Request → Set down each entry exactly as given; pictures should not appear in the copy.

(Rows from a dataset of pages and code)
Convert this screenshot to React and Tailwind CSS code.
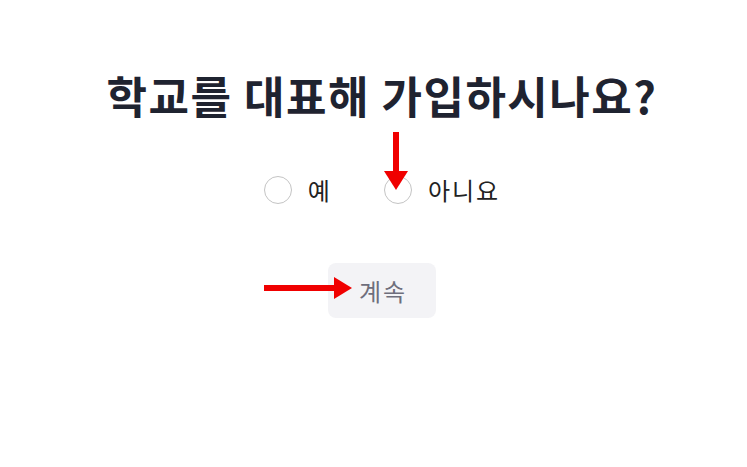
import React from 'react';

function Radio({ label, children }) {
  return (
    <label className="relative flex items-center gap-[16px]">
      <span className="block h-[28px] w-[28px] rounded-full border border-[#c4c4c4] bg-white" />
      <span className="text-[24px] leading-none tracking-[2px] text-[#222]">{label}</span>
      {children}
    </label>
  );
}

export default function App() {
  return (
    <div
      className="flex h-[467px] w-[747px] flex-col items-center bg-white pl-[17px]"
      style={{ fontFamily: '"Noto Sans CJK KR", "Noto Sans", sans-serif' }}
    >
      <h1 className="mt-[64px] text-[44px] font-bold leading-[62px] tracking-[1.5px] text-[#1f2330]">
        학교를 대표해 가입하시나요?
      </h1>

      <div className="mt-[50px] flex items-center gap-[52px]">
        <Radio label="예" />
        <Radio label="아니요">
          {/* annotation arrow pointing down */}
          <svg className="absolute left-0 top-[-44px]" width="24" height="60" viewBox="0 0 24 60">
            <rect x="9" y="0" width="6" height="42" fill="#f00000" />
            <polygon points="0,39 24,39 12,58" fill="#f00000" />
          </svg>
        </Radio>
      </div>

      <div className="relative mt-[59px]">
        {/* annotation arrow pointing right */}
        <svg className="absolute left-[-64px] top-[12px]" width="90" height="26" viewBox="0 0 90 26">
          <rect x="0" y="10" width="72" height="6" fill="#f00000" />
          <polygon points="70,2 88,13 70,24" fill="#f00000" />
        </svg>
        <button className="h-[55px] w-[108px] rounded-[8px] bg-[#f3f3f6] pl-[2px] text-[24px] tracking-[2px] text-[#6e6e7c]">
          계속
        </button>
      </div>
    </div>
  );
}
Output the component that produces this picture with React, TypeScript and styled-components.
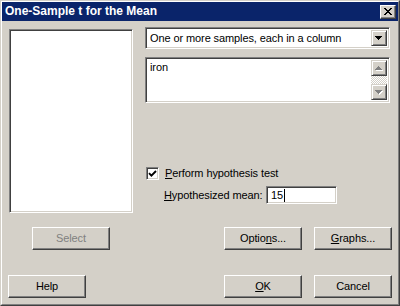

Solution to the exercise →
Convert this screenshot to React and Tailwind CSS code.
import React from 'react';

function Radio({ label, children }) {
  return (
    <label className="relative flex items-center gap-[16px]">
      <span className="block h-[28px] w-[28px] rounded-full border border-[#c4c4c4] bg-white" />
      <span className="text-[24px] leading-none tracking-[2px] text-[#222]">{label}</span>
      {children}
    </label>
  );
}

export default function App() {
  return (
    <div
      className="flex h-[467px] w-[747px] flex-col items-center bg-white pl-[17px]"
      style={{ fontFamily: '"Noto Sans CJK KR", "Noto Sans", sans-serif' }}
    >
      <h1 className="mt-[64px] text-[44px] font-bold leading-[62px] tracking-[1.5px] text-[#1f2330]">
        학교를 대표해 가입하시나요?
      </h1>

      <div className="mt-[50px] flex items-center gap-[52px]">
        <Radio label="예" />
        <Radio label="아니요">
          {/* annotation arrow pointing down */}
          <svg className="absolute left-0 top-[-44px]" width="24" height="60" viewBox="0 0 24 60">
            <rect x="9" y="0" width="6" height="42" fill="#f00000" />
            <polygon points="0,39 24,39 12,58" fill="#f00000" />
          </svg>
        </Radio>
      </div>

      <div className="relative mt-[59px]">
        {/* annotation arrow pointing right */}
        <svg className="absolute left-[-64px] top-[12px]" width="90" height="26" viewBox="0 0 90 26">
          <rect x="0" y="10" width="72" height="6" fill="#f00000" />
          <polygon points="70,2 88,13 70,24" fill="#f00000" />
        </svg>
        <button className="h-[55px] w-[108px] rounded-[8px] bg-[#f3f3f6] pl-[2px] text-[24px] tracking-[2px] text-[#6e6e7c]">
          계속
        </button>
      </div>
    </div>
  );
}
Output the component that produces this picture with React, TypeScript and styled-components.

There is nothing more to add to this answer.